1816.307 Contract clauses.
(a) In solicitations and contracts containing the clause at FAR 52.216-8, Fixed Fee, or FAR 52.216-10, Incentive Fee, the Schedule shall include appropriate terms, if any, for provisional billing against fee.
(b) In paragraph (h)(2)(ii)(B) of the Allowable Cost and Payment clause at FAR 52.216-7, the period of years may be increased to correspond with any statutory period of limitation applicable to claims of third parties against the contractor; provided, that a corresponding increase is made in the period for retention of records required in paragraph (d) of the clause at FAR 52.215-1, Examination of Records by Comptroller General.
(c) In paragraph (g)(2)(ii) of the Allowable Cost and Payment--Facilities clause at FAR 52.216-13, the period of years may be increased to correspond with any statutory period of limitation applicable to claims of third parties against the contractor; provided, that a corresponding increase is made in the period for retention of records required in paragraph (d) of the clause at FAR 52.215-1, Examination of Records by Comptroller General.
1816.307-70 NASA contract clauses.
(a) The contracting officer shall insert the clause at 1852.216-73, Estimated Cost and Cost Sharing, in each contract in which costs are shared by the contractor pursuant to 1816.303.
(b) The contracting officer shall insert the clause, or one substantially like the clause, at 1852.216-74, Estimated Cost and Fixed Fee, in cost-plus-fixed-fee contracts.
(c) The contracting officer may insert the clause at 1852.216-75, Payment of Fixed Fee, in cost-plus-fixed-fee contracts. Modifications to the clause are authorized.
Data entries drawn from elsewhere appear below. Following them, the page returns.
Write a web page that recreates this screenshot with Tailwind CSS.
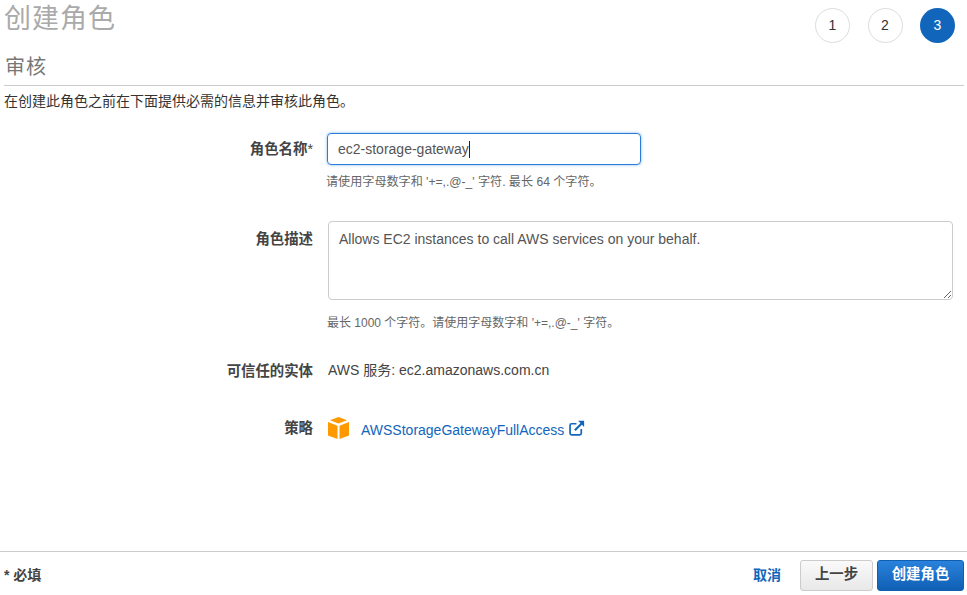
<!DOCTYPE html>
<html lang="zh-CN">
<head>
  <meta charset="UTF-8" />
  <title>创建角色</title>
  <script src="https://cdn.jsdelivr.net/npm/@tailwindcss/browser@4"></script>
</head>
<body class="bg-white text-[#444] font-['Liberation_Sans','Noto_Sans_CJK_SC',sans-serif] w-[967px] h-[595px] overflow-hidden flex flex-col">

  <!-- Header -->
  <header class="h-[86px] shrink-0 ml-[4px] mr-[3px] border-b border-[#ccc] flex justify-between">
    <div>
      <h1 class="text-[27px] leading-[36px] text-[#aaa] tracking-[1px] pt-[1px]">创建角色</h1>
      <h2 class="text-[20px] leading-[28px] text-[#777] pl-[1px] mt-[16px] tracking-[1px]">审核</h2>
    </div>
    <div class="flex gap-[17.5px] pt-[8px] pr-[9px]">
      <span class="w-[35px] h-[35px] rounded-full border border-[#ddd] flex items-center justify-center text-[14px] text-[#333]">1</span>
      <span class="w-[35px] h-[35px] rounded-full border border-[#ddd] flex items-center justify-center text-[14px] text-[#333]">2</span>
      <span class="w-[35px] h-[35px] rounded-full bg-[#1166bb] flex items-center justify-center text-[14px] text-white">3</span>
    </div>
  </header>

  <!-- Main -->
  <main class="flex-1 pl-[4px]">
    <p class="text-[14px] leading-[20px] text-[#333] mt-[5px]">在创建此角色之前在下面提供必需的信息并审核此角色。</p>

    <div class="grid grid-cols-[309px_1fr] gap-x-[14px] mt-[22px]">
      <label class="text-right text-[14.4px] font-bold leading-[32px]">角色名称<span class="font-normal">*</span></label>
      <div>
        <div class="w-[314px] h-[32px] border border-[#2b7bd8] rounded-[4px] shadow-[0_0_3px_#7fb2ea] flex items-center pl-[10px] text-[14px] text-[#555]">
          ec2-storage-gateway<span class="w-px h-[17px] bg-[#222]"></span>
        </div>
        <p class="text-[12.1px] leading-[16px] text-[#666] mt-[9px] -ml-[1px]">请使用字母数字和 '+=,.@-_' 字符. 最长 64 个字符。</p>
      </div>

      <label class="text-right text-[14.4px] font-bold leading-[34px] mt-[31px] pt-[1px]">角色描述</label>
      <div class="mt-[31px] pl-[1px]">
        <textarea class="block w-[625px] h-[79px] border border-[#ccc] rounded-[4px] px-[10px] py-[8px] text-[14px] leading-[18px] text-[#555] outline-none">Allows EC2 instances to call AWS services on your behalf.</textarea>
        <p class="text-[12px] leading-[16px] text-[#666] mt-[15px] -ml-[1px]">最长 1000 个字符。请使用字母数字和 '+=,.@-_' 字符。</p>
      </div>

      <span class="text-right text-[14.4px] font-bold leading-[20px] mt-[30px]">可信任的实体</span>
      <span class="text-[14px] leading-[20px] mt-[29px] pl-[1px]">AWS 服务: ec2.amazonaws.com.cn</span>

      <span class="text-right text-[14.4px] font-bold leading-[20px] mt-[37px]">策略</span>
      <div class="mt-[37px] pl-[1px] flex items-start h-[24px] text-[14px] text-[#1166bb]">
        <svg class="w-[21px] h-[22px] -mt-[1px]" viewBox="0 0 21 22">
          <path d="M10.500 0 L19 3.200 L10.500 6.500 L2 3.200 Z" fill="#ff9900"/>
          <path d="M0 5 L9.500 8.800 V22 L0 18.500 Z" fill="#ff9900"/>
          <path d="M21 5 L11.500 8.800 V22 L21 18.500 Z" fill="#ff9900"/>
        </svg>
        <a class="ml-[12px] mt-[2px]">AWSStorageGatewayFullAccess</a>
        <svg class="w-[16px] h-[16px] ml-[5px] mt-[2px]" viewBox="0 0 15 15" fill="none" stroke="#1166bb" stroke-width="1.6">
          <path d="M11.500 8.500 V12.500 Q11.500 14 10 14 H2.500 Q1 14 1 12.500 V5 Q1 3.500 2.500 3.500 H7"/>
          <path d="M5.500 9.500 L13 2" stroke-width="2"/>
          <path d="M8.500 0.800 H14.200 V6.500 Z" fill="#1166bb" stroke="none"/>
        </svg>
      </div>
    </div>
  </main>

  <!-- Footer -->
  <footer class="h-[44px] shrink-0 border-t border-[#ccc] flex items-center justify-between pl-[4px] pr-[3px] pt-[3px]">
    <span class="text-[14px] font-bold">* 必填</span>
    <div class="flex items-center">
      <a class="text-[14px] font-bold text-[#1166bb] mr-[19px]">取消</a>
      <button class="w-[73px] h-[31px] border border-[#ccc] rounded-[3px] bg-linear-to-b from-[#fafafa] to-[#e8e8e8] text-[14.4px] font-bold text-[#444]">上一步</button>
      <button class="w-[87px] h-[31px] ml-[4px] border border-[#0f5fae] rounded-[3px] bg-linear-to-b from-[#2a82dc] to-[#0f60b5] text-[14.4px] font-bold text-white">创建角色</button>
    </div>
  </footer>
</body>
</html>
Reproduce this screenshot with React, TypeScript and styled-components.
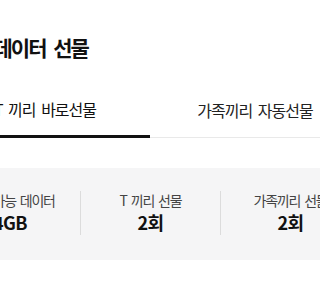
import React from 'react';
import styled, { createGlobalStyle } from 'styled-components';

const GlobalStyle = createGlobalStyle`
    html, body {
        margin: 0;
        padding: 0;
        background: #ffffff;
        overflow: hidden;
    }
    body {
        font-family: 'Noto Sans CJK KR', 'Noto Sans', sans-serif;
        color: #111111;
    }
`;

const Page = styled.div`
    width: 420px;
    margin-left: -60px;
`;

const Title = styled.h1`
    margin: 0;
    padding: 32px 0 0 0;
    font-size: 21px;
    line-height: 30px;
    font-weight: 700;
    letter-spacing: -2px;
    word-spacing: 5px;
    color: #111111;
`;

const TabList = styled.div`
    display: grid;
    grid-template-columns: 1fr 1fr;
    margin-top: 21px;
`;

interface TabProps {
    readonly $active?: boolean;
}

const Tab = styled.div<TabProps>`
    display: flex;
    justify-content: center;
    align-items: center;
    height: ${(props) => (props.$active ? 52 : 54)}px;
    font-size: 16px;
    letter-spacing: -1px;
    word-spacing: 3px;
    font-weight: 400;
    color: ${(props) => (props.$active ? '#111111' : '#222222')};
    border-bottom: ${(props) => (props.$active ? '3px solid #111111' : '1px solid #e9e9e9')};
`;

const Summary = styled.div`
    display: grid;
    grid-template-columns: repeat(3, 140px);
    margin-top: 30px;
    padding: 23px 0 25px;
    background: #f5f5f6;
    border-radius: 12px;
`;

interface ItemProps {
    readonly $divided?: boolean;
}

const Item = styled.div<ItemProps>`
    display: flex;
    flex-direction: column;
    align-items: center;
    border-left: ${(props) => (props.$divided ? '1px solid #dcdcdc' : 'none')};
`;

const Label = styled.span`
    font-size: 14px;
    line-height: 18px;
    letter-spacing: -1.2px;
    word-spacing: 2px;
    color: #444444;
`;

const Value = styled.strong`
    font-size: 18px;
    line-height: 26px;
    font-weight: 700;
    letter-spacing: -0.6px;
    color: #111111;
`;

const items = [
    { label: '선물 가능 데이터', value: '4GB' },
    { label: 'T 끼리 선물', value: '2회' },
    { label: '가족끼리 선물', value: '2회' },
];

const App = () => {
    return (
        <>
            <GlobalStyle />
            <Page>
                <Title>T끼리 데이터 선물</Title>
                <TabList>
                    <Tab $active>T 끼리 바로선물</Tab>
                    <Tab>가족끼리 자동선물</Tab>
                </TabList>
                <Summary>
                    {items.map((item, i) => (
                        <Item key={item.label} $divided={i > 0}>
                            <Label>{item.label}</Label>
                            <Value>{item.value}</Value>
                        </Item>
                    ))}
                </Summary>
            </Page>
        </>
    );
};

export default App;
(d) (1) The contracting officer may insert a clause substantially as stated at 1852.216-80, Task Ordering Procedure, in level-of-effort term solicitations and contracts where (i) the statement of work is general in nature and (ii) task orders are needed to further define and clarify the effort required. This clause is applicable to both fixed-price and cost-reimbursement type term contracts.
(2) The contracting officer may issue task orders which tailor the list of information which the contractor is directed to provide in paragraph (b)(2) of the clause at 1852.216-80.
(e) The contracting officer shall insert the clause at 1852.216-81, Estimated Cost, in cost-no-fee contracts that are not cost sharing or facilities contracts.
(f) (1) The contracting officer shall insert a clause substantially as stated at 1852.216-82, Level-of-Effort (Cost), in term cost reimbursement type solicitations and contracts. Insert the required information in the blanks provided.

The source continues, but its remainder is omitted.